Paul shaw’s newsletter this month previewed a book on the history of the Tipoteca. Designed by Simon Esterson, the designer of Eye magazine, printed and produced [metallic inks, short sheets, letterpress inserts, gatefolds and more] by Grafiche Antiga, run by the Antiga family that created the Tipoteca. There are contributions by James Clough, James Mosley, Jim and Bill Moran of the Hamilton Wood Type Museum, Alan Kitching, Erik Spiekermann, Leonardo Sonnoli, Enrico Tallone and others.
This interview with legendary designer Chip Kidd is annoyingly locked behind a google survey which is a drag - but its worth the 2 minutes of admin to learn more about Chip’s process, career highlights, favourite radio station and more!
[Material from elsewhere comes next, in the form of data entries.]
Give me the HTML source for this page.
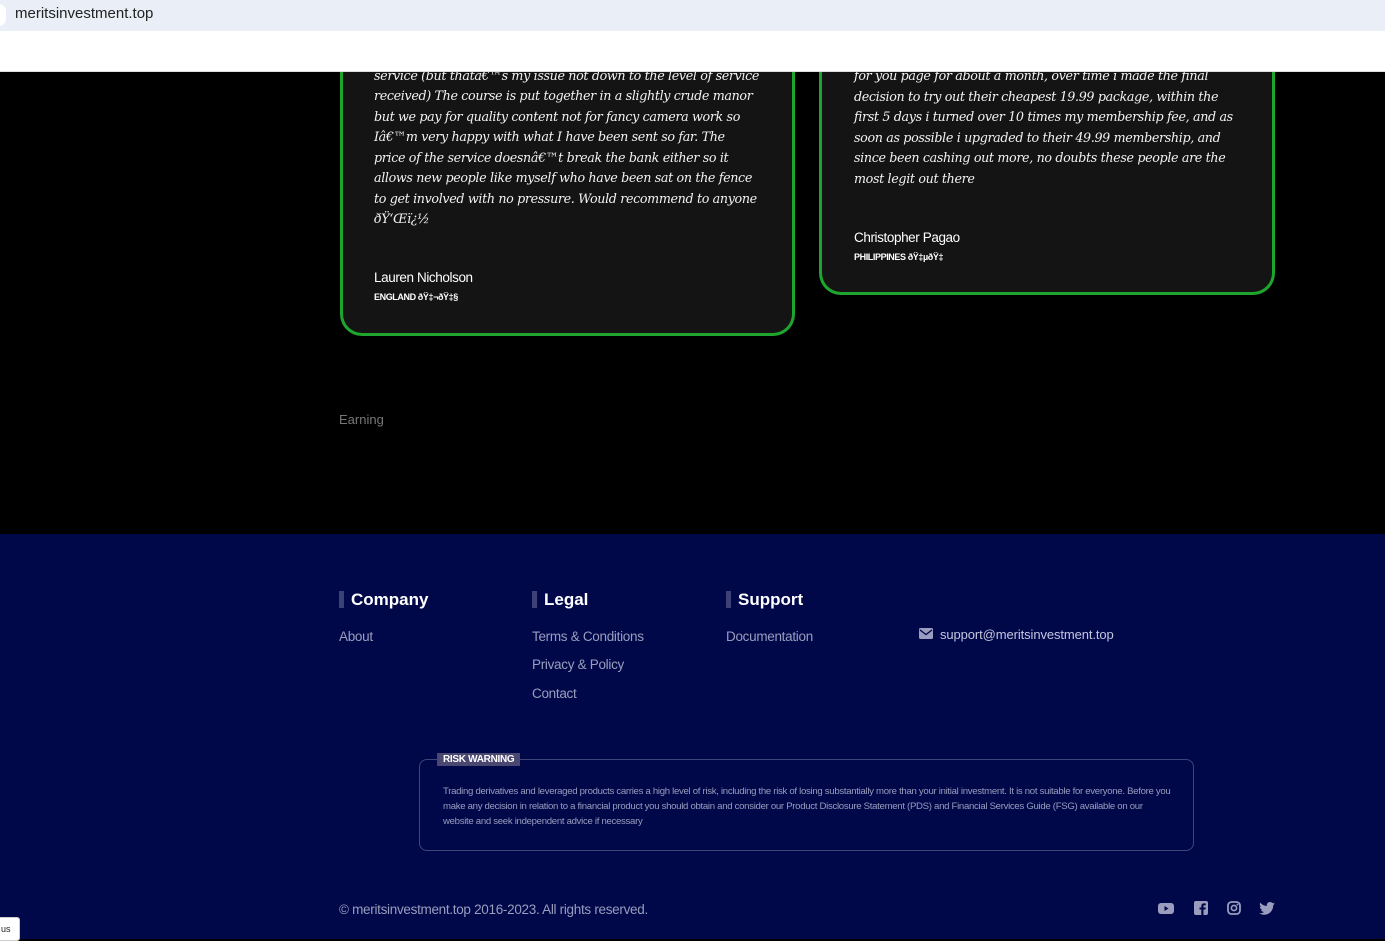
<!DOCTYPE html>
<html><head><meta charset="utf-8"><style>
*{margin:0;padding:0;box-sizing:border-box}
body{width:1385px;height:939px;background:#000;position:relative;overflow:hidden;font-family:"Liberation Sans",sans-serif}
.a{position:absolute;white-space:nowrap}
.tb{position:absolute;left:0;top:0;width:1385px;height:31px;background:#e9eef7;z-index:5}
.wb{position:absolute;left:0;top:31px;width:1385px;height:41px;background:#fff;border-bottom:1px solid #ddd;z-index:5}
.card{position:absolute;background:#141414;border:3px solid #1fa52e;border-radius:0 0 22px 22px;border-top:none}
.q{font-family:"DejaVu Serif","Liberation Serif",serif;font-style:italic;color:#f2f2f2;font-size:12.7px;letter-spacing:-0.35px}
.nm{color:#fff;font-size:13.5px;letter-spacing:-0.4px}
.ct{color:#fff;font-size:9px;font-weight:bold;letter-spacing:-0.4px}
.foot{position:absolute;left:0;top:534px;width:1385px;height:405px;background:#00084a}
.h{font-size:17px;font-weight:bold;color:#fff;border-left:5px solid #3c4275;padding-left:7px;line-height:17px}
.l{color:#9a9dbd;font-size:13.5px;letter-spacing:-0.3px}
</style></head><body>
<div class="tb"><span class="a" style="left:-8px;top:4px;width:14px;height:22px;background:#fff;border-radius:8px"></span><span class="a" style="left:15px;top:5px;font-size:15px;color:#222">meritsinvestment.top</span></div>
<div class="wb"></div>

<div class="card" style="left:340px;top:40px;width:455px;height:296px"></div>
<div class="a q" style="left:374px;top:68px">service (but thatâ€™s my issue not down to the level of service</div>
<div class="a q" style="left:374px;top:88px">received) The course is put together in a slightly crude manor</div>
<div class="a q" style="left:374px;top:109px">but we pay for quality content not for fancy camera work so</div>
<div class="a q" style="left:374px;top:129px">Iâ€™m very happy with what I have been sent so far. The</div>
<div class="a q" style="left:374px;top:150px">price of the service doesnâ€™t break the bank either so it</div>
<div class="a q" style="left:374px;top:170px">allows new people like myself who have been sat on the fence</div>
<div class="a q" style="left:374px;top:191px">to get involved with no pressure. Would recommend to anyone</div>
<div class="a q" style="left:374px;top:211px">ðŸ‘Œï¿½</div>
<div class="a nm" style="left:374px;top:270px">Lauren Nicholson</div>
<div class="a ct" style="left:374px;top:292px">ENGLAND ðŸ‡¬ðŸ‡§</div>

<div class="card" style="left:819px;top:40px;width:456px;height:255px"></div>
<div class="a q" style="left:854px;top:68px">for you page for about a month, over time i made the final</div>
<div class="a q" style="left:854px;top:89px">decision to try out their cheapest 19.99 package, within the</div>
<div class="a q" style="left:854px;top:109px">first 5 days i turned over 10 times my membership fee, and as</div>
<div class="a q" style="left:854px;top:130px">soon as possible i upgraded to their 49.99 membership, and</div>
<div class="a q" style="left:854px;top:150px">since been cashing out more, no doubts these people are the</div>
<div class="a q" style="left:854px;top:171px">most legit out there</div>
<div class="a nm" style="left:854px;top:230px">Christopher Pagao</div>
<div class="a ct" style="left:854px;top:252px">PHILIPPINES ðŸ‡µðŸ‡­</div>

<div class="a" style="left:339px;top:412px;color:#777;font-size:13px">Earning</div>

<div class="foot"></div>
<div class="a h" style="left:339px;top:591px">Company</div>
<div class="a h" style="left:532px;top:591px">Legal</div>
<div class="a h" style="left:726px;top:591px">Support</div>
<div class="a l" style="left:339px;top:629px">About</div>
<div class="a l" style="left:532px;top:629px">Terms &amp; Conditions</div>
<div class="a l" style="left:532px;top:657px">Privacy &amp; Policy</div>
<div class="a l" style="left:532px;top:686px">Contact</div>
<div class="a l" style="left:726px;top:629px">Documentation</div>
<svg class="a" style="left:919px;top:628px" width="14" height="11" viewBox="0 0 14 11"><rect width="14" height="11" rx="1.5" fill="#9a9dbd"/><path d="M1 2l6 4.5L13 2" stroke="#00084a" stroke-width="1.4" fill="none"/></svg>
<div class="a" style="left:940px;top:627px;color:#c4c6e0;font-size:13px;letter-spacing:-0.1px">support@meritsinvestment.top</div>

<div class="a" style="left:419px;top:759px;width:775px;height:92px;border:1px solid #3f4577;border-radius:8px"></div>
<div class="a" style="left:437px;top:753px;background:#4a4870;color:#fff;font-size:10px;font-weight:bold;padding:1px 6px;letter-spacing:-0.3px">RISK WARNING</div>
<div class="a" style="left:443px;top:784px;width:730px;white-space:normal;color:#9a9dbd;font-size:9.6px;line-height:15px;letter-spacing:-0.3px">Trading derivatives and leveraged products carries a high level of risk, including the risk of losing substantially more than your initial investment. It is not suitable for everyone. Before you make any decision in relation to a financial product you should obtain and consider our Product Disclosure Statement (PDS) and Financial Services Guide (FSG) available on our website and seek independent advice if necessary</div>

<div class="a" style="left:339px;top:902px;color:#9a9dbd;font-size:13.5px;letter-spacing:-0.3px">© meritsinvestment.top 2016-2023. All rights reserved.</div>
<svg class="a" style="left:1158px;top:902px" width="16" height="13" viewBox="0 0 16 13"><rect y="1" width="16" height="11" rx="3" fill="#9a9dbd"/><path d="M6.5 4v5l4-2.5z" fill="#00084a"/></svg>
<svg class="a" style="left:1194px;top:901px" width="14" height="14" viewBox="0 0 14 14"><rect width="14" height="14" rx="2" fill="#9a9dbd"/><path d="M9.5 14V8.5h2l.3-2H9.5V5.3c0-.6.2-1 1-1h1.3V2.5c-.3 0-1-.1-1.8-.1-1.7 0-2.7 1-2.7 2.8v1.3H5.5v2h1.8V14z" fill="#00084a"/></svg>
<svg class="a" style="left:1227px;top:901px" width="14" height="14" viewBox="0 0 14 14"><rect x="1" y="1" width="12" height="12" rx="3.5" stroke="#9a9dbd" stroke-width="1.8" fill="none"/><circle cx="7" cy="7" r="2.6" stroke="#9a9dbd" stroke-width="1.6" fill="none"/><circle cx="10.4" cy="3.6" r=".9" fill="#9a9dbd"/></svg>
<svg class="a" style="left:1259px;top:902px" width="16" height="13" viewBox="0 0 24 20"><path d="M24 2.4c-.9.4-1.8.6-2.800.8 1-.6 1.8-1.6 2.2-2.7-1 .6-2 1-3.1 1.2C19.4.7 18.1 0 16.6 0c-2.7 0-4.9 2.2-4.900 4.9 0 .4 0 .8.1 1.1C7.7 5.8 4.1 3.9 1.7.9c-.4.7-.7 1.6-.7 2.5 0 1.7.9 3.2 2.2 4.1-.8 0-1.6-.2-2.2-.6v.1c0 2.4 1.7 4.4 3.9 4.8-.4.1-.8.2-1.3.2-.3 0-.6 0-.9-.1.6 2 2.4 3.4 4.6 3.4-1.7 1.3-3.8 2.1-6.1 2.1-.4 0-.8 0-1.2-.1C2.2 18.8 4.8 19.6 7.5 19.6c9.1 0 14-7.5 14-14v-.6c1-.7 1.8-1.600 2.5-2.6z" fill="#9a9dbd"/></svg>
<div class="a" style="left:-6px;top:917px;width:26px;height:24px;background:#fff;border:1px solid #ccc;border-radius:3px;font-size:9px;padding:6px 0 0 6px;color:#222">us</div>
</body></html>
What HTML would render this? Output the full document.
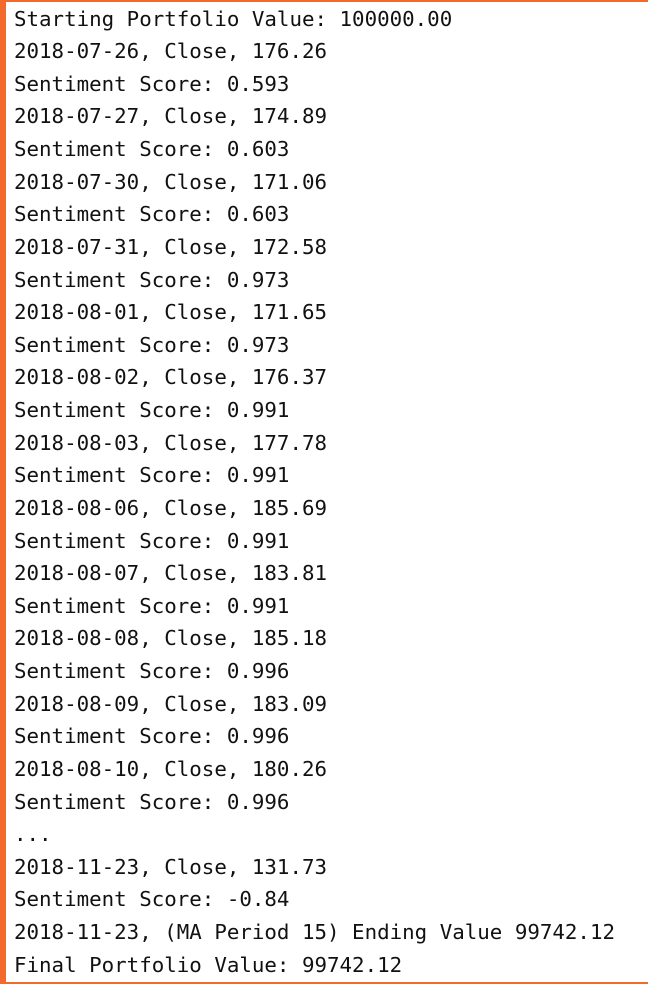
<!DOCTYPE html>
<html><head><style>
html,body{margin:0;padding:0;background:#fff;}
body{width:648px;height:984px;overflow:hidden;position:relative;}
.t{position:absolute;top:0;left:0;width:648px;height:2px;background:#f26a2c;}
.b{position:absolute;bottom:0;left:0;width:648px;height:2px;background:#f26a2c;}
.l{position:absolute;top:0;left:0;width:6px;height:984px;background:#f26a2c;}
pre{margin:0;position:absolute;top:2.6px;left:14px;font-family:"DejaVu Sans Mono","Liberation Mono",monospace;font-size:20.8px;line-height:32.62px;color:#111;}
</style></head><body>
<div class="t"></div><div class="b"></div><div class="l"></div>
<pre>Starting Portfolio Value: 100000.00
2018-07-26, Close, 176.26
Sentiment Score: 0.593
2018-07-27, Close, 174.89
Sentiment Score: 0.603
2018-07-30, Close, 171.06
Sentiment Score: 0.603
2018-07-31, Close, 172.58
Sentiment Score: 0.973
2018-08-01, Close, 171.65
Sentiment Score: 0.973
2018-08-02, Close, 176.37
Sentiment Score: 0.991
2018-08-03, Close, 177.78
Sentiment Score: 0.991
2018-08-06, Close, 185.69
Sentiment Score: 0.991
2018-08-07, Close, 183.81
Sentiment Score: 0.991
2018-08-08, Close, 185.18
Sentiment Score: 0.996
2018-08-09, Close, 183.09
Sentiment Score: 0.996
2018-08-10, Close, 180.26
Sentiment Score: 0.996
...
2018-11-23, Close, 131.73
Sentiment Score: -0.84
2018-11-23, (MA Period 15) Ending Value 99742.12
Final Portfolio Value: 99742.12</pre>
</body></html>
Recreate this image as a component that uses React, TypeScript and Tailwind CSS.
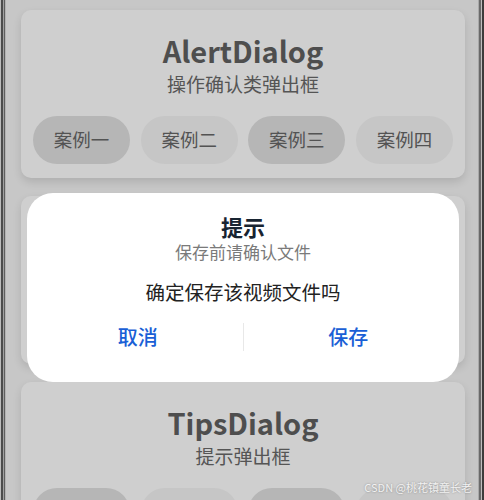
const cases = ['案例一', '案例二', '案例三', '案例四']

const font = { fontFamily: '"Noto Sans CJK SC", "Noto Sans", sans-serif' }

const DemoCard = ({ title, desc }: { title?: string; desc?: string }) => (
  <div className="flex h-[168px] shrink-0 flex-col items-center rounded-[10px] bg-[#cfcfcf] px-[12px] pt-[22px] shadow-[0_4px_8px_rgba(0,0,0,0.12)]">
    {title && (
      <>
        <div className="text-[29px] font-bold leading-[36px] text-[#4e4e4e]">{title}</div>
        <div className="mt-[3px] text-[19px] leading-[26px] text-[#555555]">{desc}</div>
        <div className="mt-[19px] flex w-full justify-between">
          {cases.map((c, i) => (
            <div
              key={c}
              className={
                i % 2 === 0
                  ? 'flex h-[48px] w-[97px] items-center justify-center rounded-full bg-[#b6b6b6] text-[18.5px] text-[#535353]'
                  : 'flex h-[48px] w-[97px] items-center justify-center rounded-full bg-[#c6c6c6] text-[18.5px] text-[#535353]'
              }
            >
              {c}
            </div>
          ))}
        </div>
      </>
    )}
  </div>
)

const App = () => {
  return (
    <div className="relative flex h-[500px] w-[484px] overflow-hidden bg-[#c7c7c7]" style={font}>
      <div className="flex h-full shrink-0">
        <div className="w-px bg-[#bcbcbc]" />
        <div className="w-[2px] bg-[#4c4c4c]" />
        <div className="w-px bg-[#a0a0a0]" />
        <div className="w-px bg-[#5e5e5e]" />
        <div className="w-px bg-[#b2b2b2]" />
      </div>

      <div className="flex flex-1 flex-col gap-[18px] pl-[15px] pr-[13px] pt-[10px]">
        <DemoCard title="AlertDialog" desc="操作确认类弹出框" />
        {/* 被弹出框遮住的卡片 */}
        <DemoCard />
        <DemoCard title="TipsDialog" desc="提示弹出框" />
      </div>

      <div className="flex h-full shrink-0">
        <div className="w-px bg-[#a9a9a9]" />
        <div className="w-[2px] bg-[#6a6a6a]" />
        <div className="w-px bg-[#bfbfbf]" />
        <div className="w-[2px] bg-[#3c3c3c]" />
      </div>

      {/* 弹出框 */}
      <div className="absolute left-[27px] top-[193px] flex h-[189px] w-[432px] flex-col items-center rounded-[26px] bg-white pt-[19px]">
        <div className="text-[22px] font-bold leading-[28px] text-[#182431]">提示</div>
        <div className="text-[17px] leading-[24px] text-[#7a7a7a]">保存前请确认文件</div>
        <div className="mt-[15px] text-[19.5px] leading-[26px] text-[#222222]">确定保存该视频文件吗</div>
        <div className="mt-[12px] flex h-[40px] w-full items-center px-[6px]">
          <div className="flex flex-1 justify-center text-[20px] font-medium text-[#1a5fd6]">取消</div>
          <div className="h-[28px] w-px bg-[#e8e8e8]" />
          <div className="flex flex-1 justify-center text-[20px] font-medium text-[#1a5fd6]">保存</div>
        </div>
      </div>

      <div className="absolute bottom-[5px] right-[12px] text-[11px] text-[#f2f2f2] [text-shadow:0_0_2px_rgba(0,0,0,0.35)]">
        CSDN @桃花镇童长老
      </div>
    </div>
  )
}

export default App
Design writer Robin Rendle reviewed one of my all time favourite Typography Books; Inside Paragraphs by Cyrus Highsmith. “The book is also beautifully designed with Cyrus’s wacky and crooked illustrating style that makes it feel more like a children’s book than a serious one devoted to the art of typesetting (and it’s designed in such a way that the visuals never feel patronizing either).” Do yourself a favour and buy the book here!
For Printed Pages Autumn/Winter 2018 issue, the it’s nice that team, with help from Pentagram partner Sascha Lobe, look at how in only 14 years, the Bauhaus pioneered a spirit which still rings true today. Available in three colours the cover displays 42 of the 600 glyphs Sascha and his team have created while designing their new identity for the Bauhaus Archive. “We took heritage and adapted it to today without losing the history,”
But apparently google auto clones out thumbs in their digitization of books. But Whitney Trettien (who’s profile notes she gesticulates wildly about old books) started a number of twitter threads about the bizarre phenomenon.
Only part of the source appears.